WHAT THE EXERCISE ASKS => Retype the whole listing, please, keeping every line exact and dropping the pictures.

SOURCE MATERIAL =>
▼

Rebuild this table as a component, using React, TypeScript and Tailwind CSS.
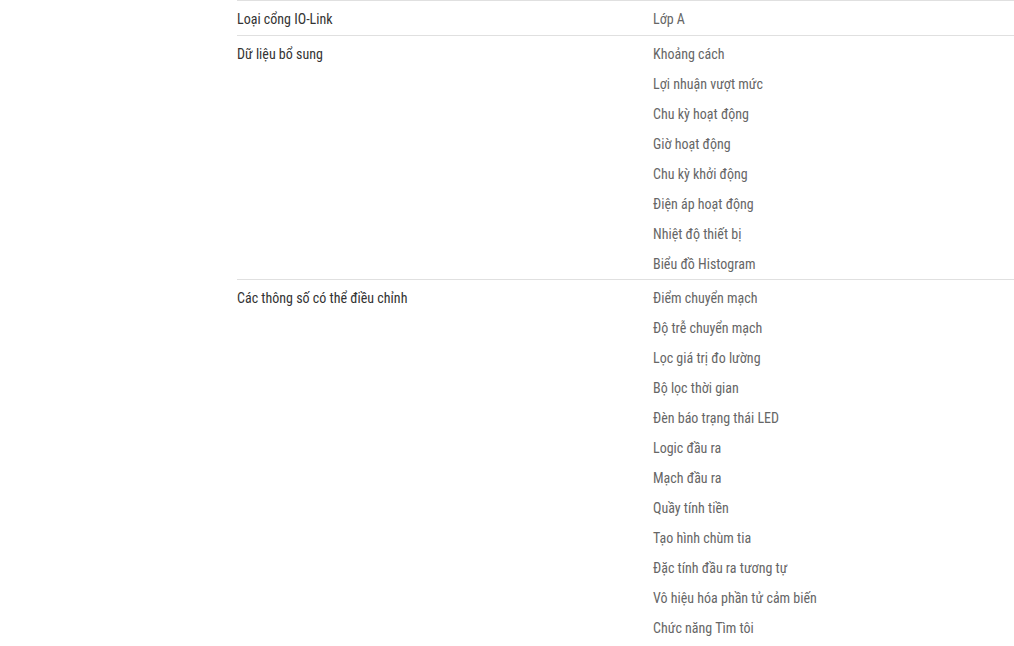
import React from "react";

const groups: { label: string; items: string[] }[] = [
  { label: "Loại cổng IO-Link", items: ["Lớp A"] },
  {
    label: "Dữ liệu bổ sung",
    items: [
      "Khoảng cách",
      "Lợi nhuận vượt mức",
      "Chu kỳ hoạt động",
      "Giờ hoạt động",
      "Chu kỳ khởi động",
      "Điện áp hoạt động",
      "Nhiệt độ thiết bị",
      "Biểu đồ Histogram",
    ],
  },
  {
    label: "Các thông số có thể điều chỉnh",
    items: [
      "Điểm chuyển mạch",
      "Độ trễ chuyển mạch",
      "Lọc giá trị đo lường",
      "Bộ lọc thời gian",
      "Đèn báo trạng thái LED",
      "Logic đầu ra",
      "Mạch đầu ra",
      "Quầy tính tiền",
      "Tạo hình chùm tia",
      "Đặc tính đầu ra tương tự",
      "Vô hiệu hóa phần tử cảm biến",
      "Chức năng Tìm tôi",
    ],
  },
];

export default function App() {
  return (
    <div className="min-h-[646px] w-full bg-white font-['Roboto_Condensed','Roboto',sans-serif] text-[14px]">
      <div className="ml-[237px]">
        {groups.map((g, i) => (
          <div
            key={g.label}
            className={
              i === 0
                ? "flex border-t border-[#e0e0e0] pt-[3px] pb-[1px] leading-[30px]"
                : "flex border-t border-[#e0e0e0] pt-[3px] leading-[30px]"
            }
          >
            <div className="w-[416px] shrink-0 text-[#333333]">{g.label}</div>
            <div className="flex flex-col text-[#666666]">
              {g.items.map((it) => (
                <div key={it}>{it}</div>
              ))}
            </div>
          </div>
        ))}
      </div>
    </div>
  );
}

▲

TASK SOLUTION =>
Rebuild this table as a component, using React, TypeScript and Tailwind CSS.
import React from "react";

const groups: { label: string; items: string[] }[] = [
  { label: "Loại cổng IO-Link", items: ["Lớp A"] },
  {
    label: "Dữ liệu bổ sung",
    items: [
      "Khoảng cách",
      "Lợi nhuận vượt mức",
      "Chu kỳ hoạt động",
      "Giờ hoạt động",
      "Chu kỳ khởi động",
      "Điện áp hoạt động",
      "Nhiệt độ thiết bị",
      "Biểu đồ Histogram",
    ],
  },
  {
    label: "Các thông số có thể điều chỉnh",
    items: [
      "Điểm chuyển mạch",
      "Độ trễ chuyển mạch",
      "Lọc giá trị đo lường",
      "Bộ lọc thời gian",
      "Đèn báo trạng thái LED",
      "Logic đầu ra",
      "Mạch đầu ra",
      "Quầy tính tiền",
      "Tạo hình chùm tia",
      "Đặc tính đầu ra tương tự",
      "Vô hiệu hóa phần tử cảm biến",
      "Chức năng Tìm tôi",
    ],
  },
];

export default function App() {
  return (
    <div className="min-h-[646px] w-full bg-white font-['Roboto_Condensed','Roboto',sans-serif] text-[14px]">
      <div className="ml-[237px]">
        {groups.map((g, i) => (
          <div
            key={g.label}
            className={
              i === 0
                ? "flex border-t border-[#e0e0e0] pt-[3px] pb-[1px] leading-[30px]"
                : "flex border-t border-[#e0e0e0] pt-[3px] leading-[30px]"
            }
          >
            <div className="w-[416px] shrink-0 text-[#333333]">{g.label}</div>
            <div className="flex flex-col text-[#666666]">
              {g.items.map((it) => (
                <div key={it}>{it}</div>
              ))}
            </div>
          </div>
        ))}
      </div>
    </div>
  );
}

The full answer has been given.